Questo articolo è un pò il seguito di Gli ogm, la GD e l’ufficio stampa di Esselunga. Uno degli argomenti controversi degli ogm sono le contaminazioni.
Dario Bressanini, sul suo blog, meno di un anno fa scriveva così:
Il Made in Italy contaminato dagli OGM
Come forse saprete il ministro delle Politiche agricole alimentari Nunzia De Girolamo ha firmato, con i ministri della Salute Beatrice Lorenzin, e dell’Ambiente Andrea Orlando, un decreto che vieta la coltivazione in Italia del mais OGM MON810.
L’annuncio del decreto è stato accompagnato da una serie di dichiarazioni come questa
”È un provvedimento che tutela la nostra specificità, che salvaguarda l’Italia dall’omologazione. La nostra agricoltura – prosegue De Girolamo – si basa sulla biodiversità, sulla qualità e su queste dobbiamo continuare a puntare, senza avventure che anche dal punto di vista economico non ci vedrebbero competitivi”

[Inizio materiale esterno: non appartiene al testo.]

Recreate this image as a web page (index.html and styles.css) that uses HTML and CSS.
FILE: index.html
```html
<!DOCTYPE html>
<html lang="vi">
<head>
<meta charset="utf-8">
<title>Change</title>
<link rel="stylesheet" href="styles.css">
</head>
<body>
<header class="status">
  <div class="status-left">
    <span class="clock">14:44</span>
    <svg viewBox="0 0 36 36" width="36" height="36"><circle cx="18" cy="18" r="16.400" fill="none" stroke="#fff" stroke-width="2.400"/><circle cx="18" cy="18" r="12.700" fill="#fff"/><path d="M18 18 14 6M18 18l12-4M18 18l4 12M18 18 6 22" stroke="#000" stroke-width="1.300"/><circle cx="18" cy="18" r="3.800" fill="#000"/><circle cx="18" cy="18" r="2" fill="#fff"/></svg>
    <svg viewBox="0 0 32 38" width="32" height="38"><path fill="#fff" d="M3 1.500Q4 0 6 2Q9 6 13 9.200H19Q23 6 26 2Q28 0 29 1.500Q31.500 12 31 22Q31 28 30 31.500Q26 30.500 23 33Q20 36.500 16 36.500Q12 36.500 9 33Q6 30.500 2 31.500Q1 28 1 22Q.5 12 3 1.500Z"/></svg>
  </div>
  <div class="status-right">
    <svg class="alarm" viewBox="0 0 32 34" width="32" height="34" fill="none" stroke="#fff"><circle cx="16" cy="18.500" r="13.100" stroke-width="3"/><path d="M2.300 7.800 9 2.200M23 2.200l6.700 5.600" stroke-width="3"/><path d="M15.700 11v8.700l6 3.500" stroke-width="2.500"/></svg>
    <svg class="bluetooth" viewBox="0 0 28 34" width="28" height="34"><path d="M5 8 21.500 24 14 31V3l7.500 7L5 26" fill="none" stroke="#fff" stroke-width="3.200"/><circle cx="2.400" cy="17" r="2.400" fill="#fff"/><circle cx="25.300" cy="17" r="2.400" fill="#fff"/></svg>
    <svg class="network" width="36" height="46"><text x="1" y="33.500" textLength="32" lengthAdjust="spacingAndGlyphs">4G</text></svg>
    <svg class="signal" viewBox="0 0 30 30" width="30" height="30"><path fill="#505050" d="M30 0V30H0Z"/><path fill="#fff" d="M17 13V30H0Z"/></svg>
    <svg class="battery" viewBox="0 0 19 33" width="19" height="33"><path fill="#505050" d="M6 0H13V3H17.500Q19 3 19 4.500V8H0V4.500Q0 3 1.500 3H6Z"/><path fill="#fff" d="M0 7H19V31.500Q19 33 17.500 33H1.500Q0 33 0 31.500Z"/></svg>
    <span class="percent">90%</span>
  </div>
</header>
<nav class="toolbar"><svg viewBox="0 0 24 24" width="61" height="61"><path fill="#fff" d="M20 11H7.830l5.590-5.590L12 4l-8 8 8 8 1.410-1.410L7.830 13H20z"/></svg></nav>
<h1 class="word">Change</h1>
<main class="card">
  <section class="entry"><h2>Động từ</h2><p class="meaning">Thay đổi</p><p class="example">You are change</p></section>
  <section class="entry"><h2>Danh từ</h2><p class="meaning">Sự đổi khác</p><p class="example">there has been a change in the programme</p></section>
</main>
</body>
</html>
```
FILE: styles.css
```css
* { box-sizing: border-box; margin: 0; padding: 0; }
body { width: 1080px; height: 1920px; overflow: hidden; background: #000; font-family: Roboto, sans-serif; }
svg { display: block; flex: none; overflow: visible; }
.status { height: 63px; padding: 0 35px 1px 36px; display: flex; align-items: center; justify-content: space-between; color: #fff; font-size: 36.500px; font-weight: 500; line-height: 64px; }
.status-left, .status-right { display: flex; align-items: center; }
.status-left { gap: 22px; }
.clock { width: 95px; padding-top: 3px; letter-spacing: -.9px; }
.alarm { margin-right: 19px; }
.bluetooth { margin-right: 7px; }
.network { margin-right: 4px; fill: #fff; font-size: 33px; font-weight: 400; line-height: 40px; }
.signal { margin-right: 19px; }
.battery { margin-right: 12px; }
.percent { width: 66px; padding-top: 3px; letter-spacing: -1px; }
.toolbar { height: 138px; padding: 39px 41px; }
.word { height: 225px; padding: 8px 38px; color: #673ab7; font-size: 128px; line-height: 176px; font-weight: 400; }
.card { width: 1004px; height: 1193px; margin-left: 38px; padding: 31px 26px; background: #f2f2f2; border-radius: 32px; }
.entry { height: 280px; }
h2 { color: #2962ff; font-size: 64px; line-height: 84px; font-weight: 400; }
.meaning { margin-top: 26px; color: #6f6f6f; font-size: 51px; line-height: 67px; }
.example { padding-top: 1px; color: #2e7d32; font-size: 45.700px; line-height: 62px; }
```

Questi discorsi, apparentemente saggi, in realtà sono solo fumosi e si sciolgono come neve al sole se esaminati con un po’ di razionalità. Perché mai la coltivazione di un mais OGM, perché solo di quello si parla, dovrebbe influenzare l’immagine dei prodotti italiani? Circa il 30% del mais coltivato in Spagna è geneticamente modificato, e non mi pare che l’immagine del celebre prosciutto “Pata Negra” o delle acciughe del cantabrico ne abbiano risentito. Perché dovrebbero? E cosa c’entra la biodiversità, parola di cui molti parlamentari si riempiono la bocca ma di cui spesso ignorano il significato? Mica stiamo parlando di specie selvatiche. Lo sanno vero che non c’è il mais selvatico (e dubito che conoscano il teosinte), e che il mais viene comunque acquistato ogni anno per seminarlo? E quindi la “biodiversità” del mais coltivato è quanto le multinazionali sementiere, le stesse che producono il mais OGM, decidono ogni anno di mettere in vendita?
Altre dichiarazioni sono altrettanto prive di senso: c’è chi teme una qualche “contaminazione” dei nostri prodotti, come se un mais OGM potesse rendere OGM anche dei pomodori coltivati lì a fianco, manco fosse un virus che inietta una qualche “essenza OGM” come nei film di fantascienza di serie B.
Non essendo io un tecnico preferisco che la replica sia data da persone più esperte di me. Così scriveva LSA ne febbraio 2000
“Quando la colza transgenica è apparsa nel 1996, anche gli agricoltori che non volevano il prodotto l’hanno visto arrivare nei loro campi. Il polline si spande in un giro di 8 kilometri dal punto di semina” dichiara Hart Haiden agricoltore bio canadese. Era una costatazione che faceva anche Chantal Jaquet per LSA. Dal campo al porto di spedizione, esisterebbero una cinquantina di punti di contaminazione, indica il responsabile degli acquisti alimentari di Carrefour per le mercanzie alimentari internazionali, rendendo i prodotti senza ogm impossibili. Salvo nel caso della filiera brasiliana, dove i vegetali brasiliani non sono mai stati autorizzati.”
Non a caso Carrefour, vedi Gli ogm, la GD e l’ufficio stampa di Esselunga, si era mossa sul Brasile, prima che vi arrivasse, anche lì, la soia transgenica.
C’è da aggiungere che la differenza di prezzo tra soia transgenica e convenzionale si è andato abbassando: nel 200 era del 12- 13% a favore della soia transgenica, ora come ho già riportato nell’articolo sopracitato è dell’8%.